They had been wonderfully patient in industry, these pioneers. They had built schools, churches, roads and mills; they had driven out the Indians; and had waged incessant conflict against the wild life of their woods. They had fought the forest back from their doors foot by foot, and from clearing to clearing; until their rail and stump fences were everywhere in the landscape, climbing every hillside or reaching out across every stretch of fertile bottom land. Nor had their activities stopped here. They had played their part in the war of 1812, a part men still spoke of with pride; Colonel Landray recruiting a band of riflemen from among the sparse population.

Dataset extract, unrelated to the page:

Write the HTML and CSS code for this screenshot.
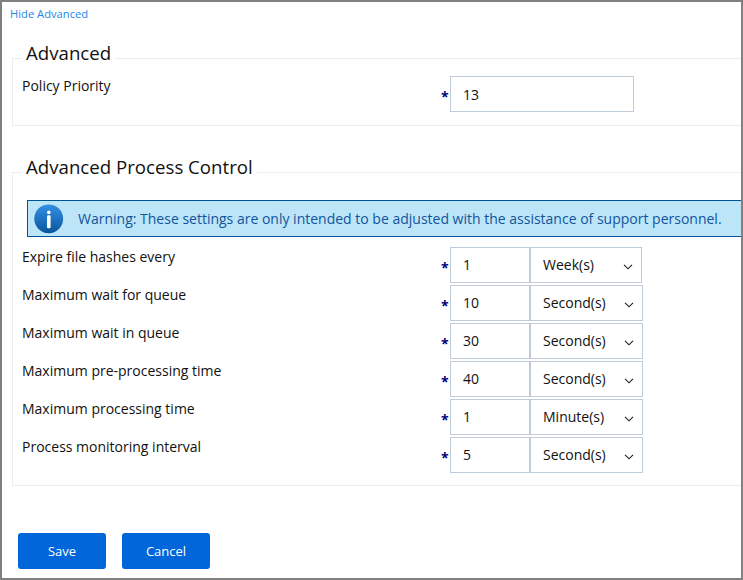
FILE: index.html
```html
<!DOCTYPE html>
<html lang="en">
<head>
<meta charset="utf-8">
<title>Advanced settings</title>
<link rel="stylesheet" href="styles.css">
</head>
<body>
<form class="page">
  <a class="toggle">Hide Advanced</a>
  <fieldset class="group group-basic">
    <legend>Advanced</legend>
    <div class="row"><label>Policy Priority</label><b class="req">*</b><div class="box wide">13</div></div>
  </fieldset>
  <fieldset class="group group-process">
    <legend>Advanced Process Control</legend>
    <div class="alert">
      <svg class="info" viewBox="0 0 30 30">
        <defs><linearGradient id="g" x1="0" y1="0" x2="0" y2="1"><stop offset="0" stop-color="#3690e4"/><stop offset="1" stop-color="#08559d"/></linearGradient></defs>
        <circle cx="14.7" cy="14.8" r="14.4" fill="url(#g)"/>
        <circle cx="14.8" cy="8.4" r="1.8" fill="#fff"/>
        <rect x="13" y="11.3" width="3.6" height="13" rx="1.4" fill="#fff"/>
      </svg>
      <span>Warning: These settings are only intended to be adjusted with the assistance of support personnel.</span>
    </div>
    <div class="row"><label>Expire file hashes every</label><b class="req">*</b><div class="box">1</div><div class="box select short">Week(s)<svg class="chev" viewBox="0 0 10 6"><path d="M1 .8 5 4.8 9 .8"/></svg></div></div>
    <div class="row"><label>Maximum wait for queue</label><b class="req">*</b><div class="box">10</div><div class="box select">Second(s)<svg class="chev" viewBox="0 0 10 6"><path d="M1 .8 5 4.8 9 .8"/></svg></div></div>
    <div class="row"><label>Maximum wait in queue</label><b class="req">*</b><div class="box">30</div><div class="box select">Second(s)<svg class="chev" viewBox="0 0 10 6"><path d="M1 .8 5 4.8 9 .8"/></svg></div></div>
    <div class="row"><label>Maximum pre-processing time</label><b class="req">*</b><div class="box">40</div><div class="box select">Second(s)<svg class="chev" viewBox="0 0 10 6"><path d="M1 .8 5 4.8 9 .8"/></svg></div></div>
    <div class="row"><label>Maximum processing time</label><b class="req">*</b><div class="box">1</div><div class="box select">Minute(s)<svg class="chev" viewBox="0 0 10 6"><path d="M1 .8 5 4.8 9 .8"/></svg></div></div>
    <div class="row"><label>Process monitoring interval</label><b class="req">*</b><div class="box">5</div><div class="box select">Second(s)<svg class="chev" viewBox="0 0 10 6"><path d="M1 .8 5 4.8 9 .8"/></svg></div></div>
  </fieldset>
  <div class="actions"><button type="button">Save</button><button type="button">Cancel</button></div>
</form>
</body>
</html>
```
FILE: styles.css
```css
* { box-sizing: border-box; }

body {
  margin: 0;
  font: 14px/20px "Open Sans", sans-serif;
  color: #111;
}

.page {
  height: 580px;
  border: 2px solid #808080;
  background: #fff;
  overflow: hidden;
}

.toggle {
  display: block;
  height: 44px;
  padding: 4px 0 0 8px;
  font-size: 11.2px;
  line-height: 16px;
  color: #1e88e5;
}

.group {
  margin: 0 0 0 10px;
  padding: 0;
  min-width: 0;
  border: 1px solid #ebeef1;
  border-right: 0;
}

.group-basic { height: 80px; }

.group-process {
  height: 326px;
  margin-top: 34px;
}

legend {
  height: 24px;
  margin-left: 9px;
  padding: 0 4px;
  font-size: 18.66px;
  line-height: 14px;
}

.row {
  display: grid;
  grid-template-columns: 428px 9px auto auto;
  justify-content: start;
  height: 36px;
  margin: 0 0 2px 0;
}

.group-basic .row { margin-top: 6px; }

label { padding-left: 9px; }

.req {
  padding-top: 11px;
  font-size: 14px;
  color: #00007c;
}

.box {
  width: 80px;
  height: 36px;
  padding: 7px 12px;
  border: 1px solid #bfcbd9;
}

.wide {
  width: 184px;
  padding-top: 8px;
}

.select {
  display: flex;
  justify-content: space-between;
  width: 113px;
  padding-right: 8px;
}

.short { width: 112px; }

.chev {
  width: 10px;
  height: 6px;
  margin-top: 9px;
  fill: none;
  stroke: #222;
  stroke-width: 1.15;
}

.alert {
  display: flex;
  align-items: center;
  height: 37px;
  margin: 16px 0 10px 14px;
  padding-left: 6px;
  border: 1px solid #00539b;
  border-right: 0;
  background: #bde5f8;
  color: #11549c;
  white-space: nowrap;
}

.info {
  width: 30px;
  height: 30px;
  margin-right: 14px;
}

.actions {
  display: flex;
  gap: 16px;
  padding: 47px 0 0 16px;
}

button {
  width: 88px;
  height: 36px;
  padding: 0;
  border: 0;
  border-radius: 3px;
  background: #0066d9;
  color: #fff;
  font: 500 13px/20px "Open Sans", sans-serif;
}
```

They had sent a company of fifty men to aid Texas in her struggle for independence, they had furnished and equipped two companies of volunteers for the war with Mexico, and all this while, year by year, beckoning to them in the West was the wilderness, with its compelling mystery that drew them on to its subduing; that made them leave their homes when they were built, their fields when they were cleared.


CHAPTER THREE

MR. Bartlett drew rein before the tavern and greeted Mr. Tucker with a bluff “Good-morning.”

He looked as a man may look who has accomplished some great thing, for so he had, he had brought the news of the world to Benson's door; and what matter if that news had been stale for a week or better; if it chanced to be politics from Washington, or fashions from New York, these slight delays did not disturb Benson in the least, for the news had not always come so quickly.

Colonel Sharp, the editor of the American Pioneer, with his inevitable volume of the “Odes of Horace,” protruding from his coat pocket; and Captain Gibbs, editor of The True Whig, with his inevitable cigar protruding from his lips, hurried across the square from their respective offices, each intent upon receiving his bundle of Eastern papers.

Mr. Bendy, the postmaster, appeared, accompanied by a half-grown boy carrying a mail sack; and Jim, the stableman, led out the four fresh horses that were to take the place of Mr. Bartlett's jaded teams.

The child gathered up the small bundle which contained his own and his father's few belongings, and climbed quickly down from the box.

Before he left his seat, the stranger turned to Mr. Bartlett and tapping him on the chest with a long forefinger, said: “You're mighty curious, you are, but just you remember what I said about the graveyards and the fools; or maybe you'd better ask some friend's opinion—he'll see the point.”